DATA PROVIDED:
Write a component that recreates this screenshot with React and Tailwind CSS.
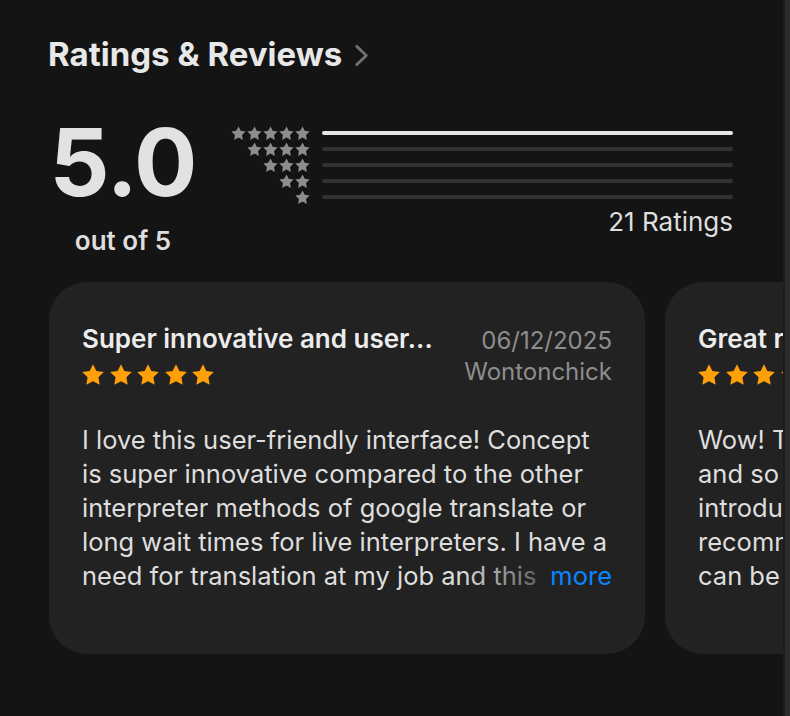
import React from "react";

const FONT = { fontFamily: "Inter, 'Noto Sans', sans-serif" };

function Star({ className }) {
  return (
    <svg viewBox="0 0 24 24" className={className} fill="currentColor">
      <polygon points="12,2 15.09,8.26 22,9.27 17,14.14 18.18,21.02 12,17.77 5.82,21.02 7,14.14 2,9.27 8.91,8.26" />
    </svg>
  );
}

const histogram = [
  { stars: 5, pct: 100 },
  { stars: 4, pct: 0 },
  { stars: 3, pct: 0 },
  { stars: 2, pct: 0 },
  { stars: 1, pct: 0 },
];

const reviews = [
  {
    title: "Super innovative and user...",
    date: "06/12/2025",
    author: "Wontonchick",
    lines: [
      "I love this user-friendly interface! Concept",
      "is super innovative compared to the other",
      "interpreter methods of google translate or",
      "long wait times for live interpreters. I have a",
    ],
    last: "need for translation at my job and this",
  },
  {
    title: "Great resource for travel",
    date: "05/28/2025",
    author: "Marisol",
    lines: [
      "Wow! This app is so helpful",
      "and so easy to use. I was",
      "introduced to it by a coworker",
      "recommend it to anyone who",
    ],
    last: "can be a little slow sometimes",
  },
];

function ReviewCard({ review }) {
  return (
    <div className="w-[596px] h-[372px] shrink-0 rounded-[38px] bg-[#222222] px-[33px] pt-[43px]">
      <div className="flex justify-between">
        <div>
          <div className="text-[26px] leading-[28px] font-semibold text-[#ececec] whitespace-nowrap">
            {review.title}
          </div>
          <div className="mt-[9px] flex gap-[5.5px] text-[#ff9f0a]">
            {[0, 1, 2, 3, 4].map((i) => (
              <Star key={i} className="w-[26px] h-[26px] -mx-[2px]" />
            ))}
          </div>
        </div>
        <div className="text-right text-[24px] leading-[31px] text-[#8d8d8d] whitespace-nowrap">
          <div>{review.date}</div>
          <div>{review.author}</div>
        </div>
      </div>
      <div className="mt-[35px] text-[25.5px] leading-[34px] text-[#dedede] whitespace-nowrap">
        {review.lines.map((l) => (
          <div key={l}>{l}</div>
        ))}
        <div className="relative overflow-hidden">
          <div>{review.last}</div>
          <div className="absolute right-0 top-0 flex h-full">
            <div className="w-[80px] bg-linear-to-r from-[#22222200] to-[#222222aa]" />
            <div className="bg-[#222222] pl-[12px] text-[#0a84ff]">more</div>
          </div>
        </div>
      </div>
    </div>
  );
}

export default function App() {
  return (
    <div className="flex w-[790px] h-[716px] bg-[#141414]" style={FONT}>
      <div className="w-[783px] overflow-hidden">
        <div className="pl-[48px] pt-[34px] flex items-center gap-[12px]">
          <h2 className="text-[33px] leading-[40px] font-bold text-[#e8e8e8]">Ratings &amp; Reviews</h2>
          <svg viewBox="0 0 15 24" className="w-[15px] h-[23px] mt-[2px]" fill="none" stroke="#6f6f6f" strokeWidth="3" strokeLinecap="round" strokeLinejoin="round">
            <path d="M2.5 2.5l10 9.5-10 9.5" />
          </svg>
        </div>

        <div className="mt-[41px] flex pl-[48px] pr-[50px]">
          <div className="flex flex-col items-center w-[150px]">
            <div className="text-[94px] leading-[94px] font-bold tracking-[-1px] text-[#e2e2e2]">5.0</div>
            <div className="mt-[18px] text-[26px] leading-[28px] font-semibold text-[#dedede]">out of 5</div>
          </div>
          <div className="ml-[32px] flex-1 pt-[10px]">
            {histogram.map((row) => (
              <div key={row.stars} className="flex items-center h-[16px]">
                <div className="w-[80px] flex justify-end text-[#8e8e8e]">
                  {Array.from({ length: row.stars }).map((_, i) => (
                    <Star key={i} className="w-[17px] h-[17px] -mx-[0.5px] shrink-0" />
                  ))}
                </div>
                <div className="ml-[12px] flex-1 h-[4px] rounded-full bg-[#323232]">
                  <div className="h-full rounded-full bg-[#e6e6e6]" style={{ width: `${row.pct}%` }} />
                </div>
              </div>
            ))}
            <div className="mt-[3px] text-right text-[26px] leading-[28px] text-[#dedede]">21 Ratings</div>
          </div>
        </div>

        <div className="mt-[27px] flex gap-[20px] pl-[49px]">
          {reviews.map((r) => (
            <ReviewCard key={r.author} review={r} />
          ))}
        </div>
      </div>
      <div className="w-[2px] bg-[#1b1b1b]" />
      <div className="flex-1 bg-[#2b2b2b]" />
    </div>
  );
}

STATED TASK: Your task is to collect every line above that contains the word "React".

RESPONSE TO THIS EXERCISE:
Write a component that recreates this screenshot with React and Tailwind CSS.
import React from "react";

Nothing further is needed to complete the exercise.